Не может быть никакого сомнения в том, что тем самым в анализ вливается

живительная сила. Воображаемые концепции экономической теории начинают дышать.

Бескровная теорема погружается в agmen, pilverem at clamorem [Движение толп,

пыль и грохот (лат.).]: не теряя своей логической природы, она перестает быть

только положением, характеризующим логические свойства системы абстракций; она

превращается в мазок художника, рисующего дикий беспорядок общественной жизни. В

подобном анализе не только заключено более глубокое содержание, нежели в обычном

экономическом анализе, но он охватывает и более широкую сферу он включает в

рассмотрение любой вид классового действия, независимо от того, соответствует ли

это классовое действие обычным правилам бизнеса или нет.
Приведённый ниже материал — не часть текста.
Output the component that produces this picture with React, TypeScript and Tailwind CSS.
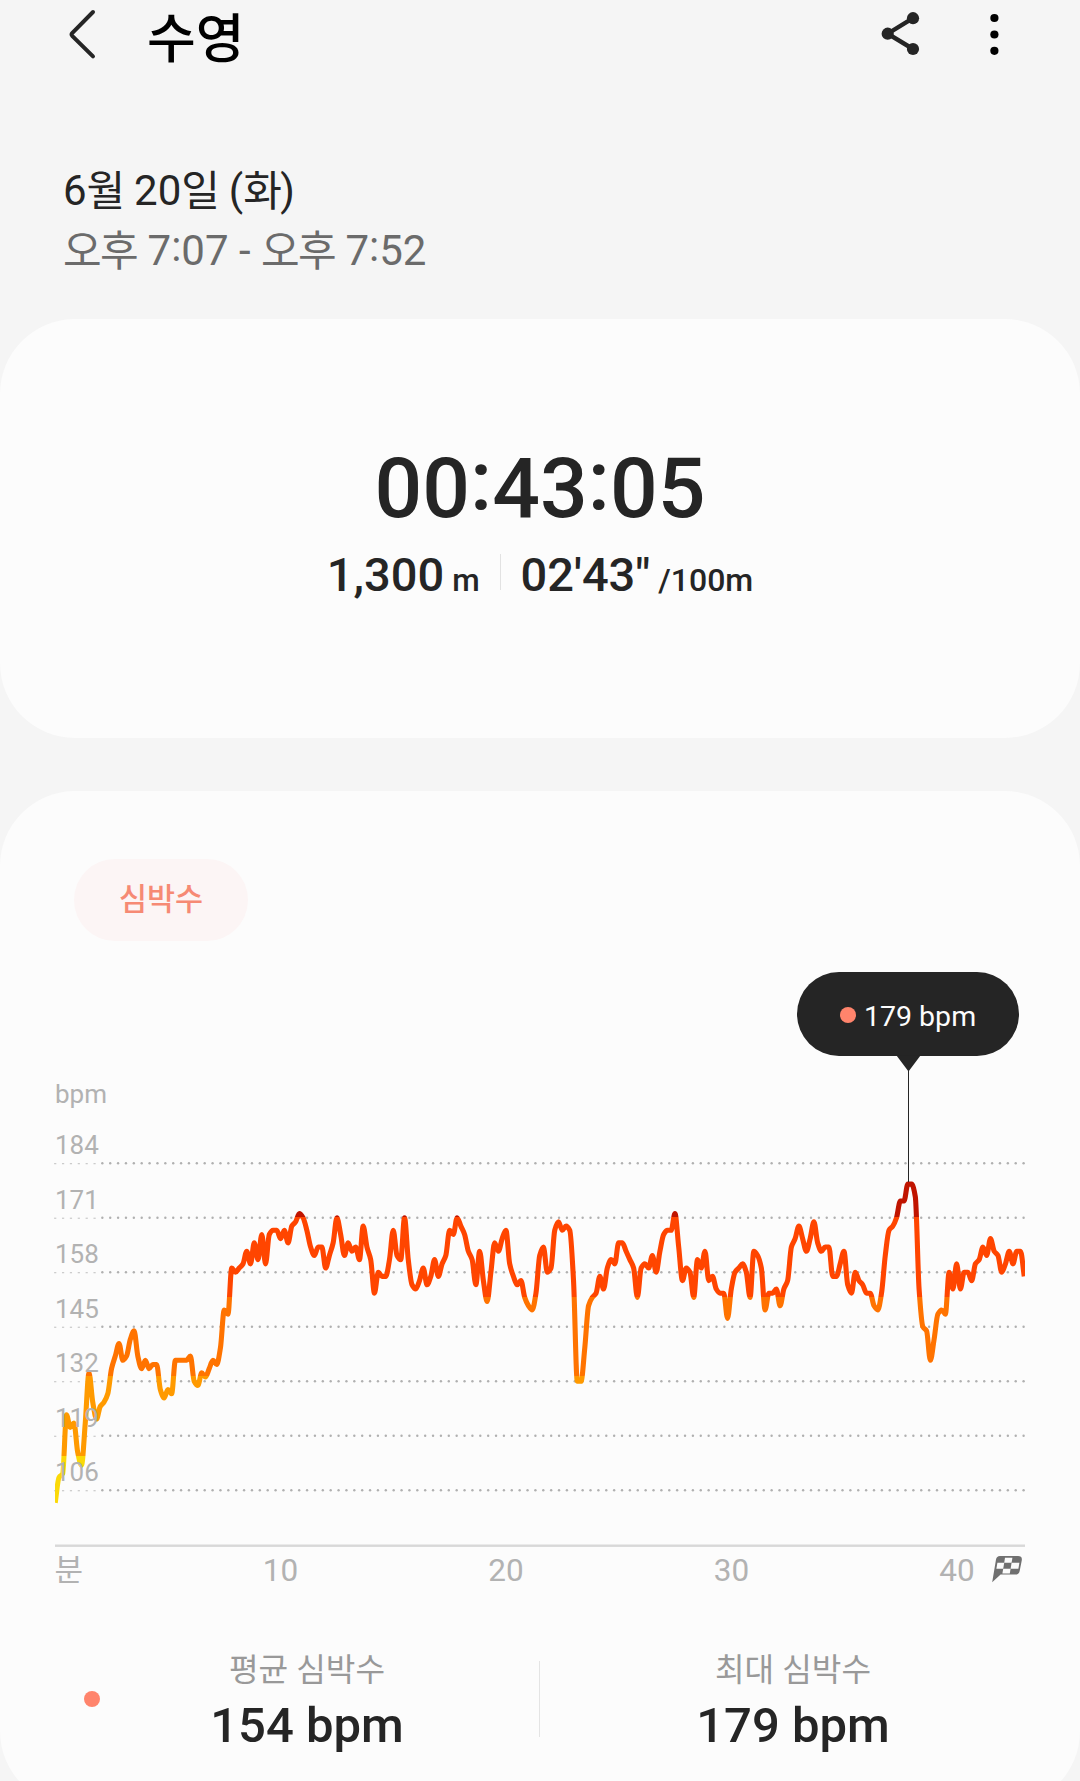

Войны, революции,

законодательство всех видов, изменения в структуре правительств, короче все

явления, которые немарксистская экономическая теория рассматривает просто как

внешние возмущения, находят свое место наряду, скажем, с инвестициями в

обору­дование или с трудовыми договорами, все охвачено единой объясняющей

схемой.

В то же время подобная процедура имеет и свои недостатки. Концептуальная

структура, на которую надето такого рода ярмо, может легко терять в

эффективности по мере усиления ее "жизнен­ности". Спаренная категория

рабочийпролетарий может служить наглядным, хотя и банальным примером. В

немарксистской экономической теории все доходы от услуг отдельных лиц по своей

природе становятся заработной платой, являются ли эти лица первоклассными

юристами, кинозвездами, служащими компаний или дворниками. Поскольку все эти

доходы с точки зрения связанных с ними экономических процессов имеют много

сходного, то подобное обобщение не является ни бесполезным, ни искусственно

сконструированным. Напротив, оно может нести определенную информацию даже с

точки зрения социологии. Но уравнивая тру­дящегося и пролетария, мы искажаем эту

информацию; фактиче­ски выбрасываем ее из нашей картины. Равным образом полезная

экономическая теорема благодаря ее социологической метаморфозе может вместо

обогащения содержания внести ошибку, и наоборот. Таким образом синтез

экономической теории и социологии в принципе и марксистский его вариант в

частности может легко привести к ухудшению как экономической теории, так и

социологии.

Синтез как таковой, т.е. координация методов и результатов различных направлений

анализа, является трудным делом, за которое не каждый способен взяться. В итоге

за него обычно вовсе никто не берется; от студентов же, которых учат видеть

только отдельные деревья, мы слышим гневные требования показать им лес в целом.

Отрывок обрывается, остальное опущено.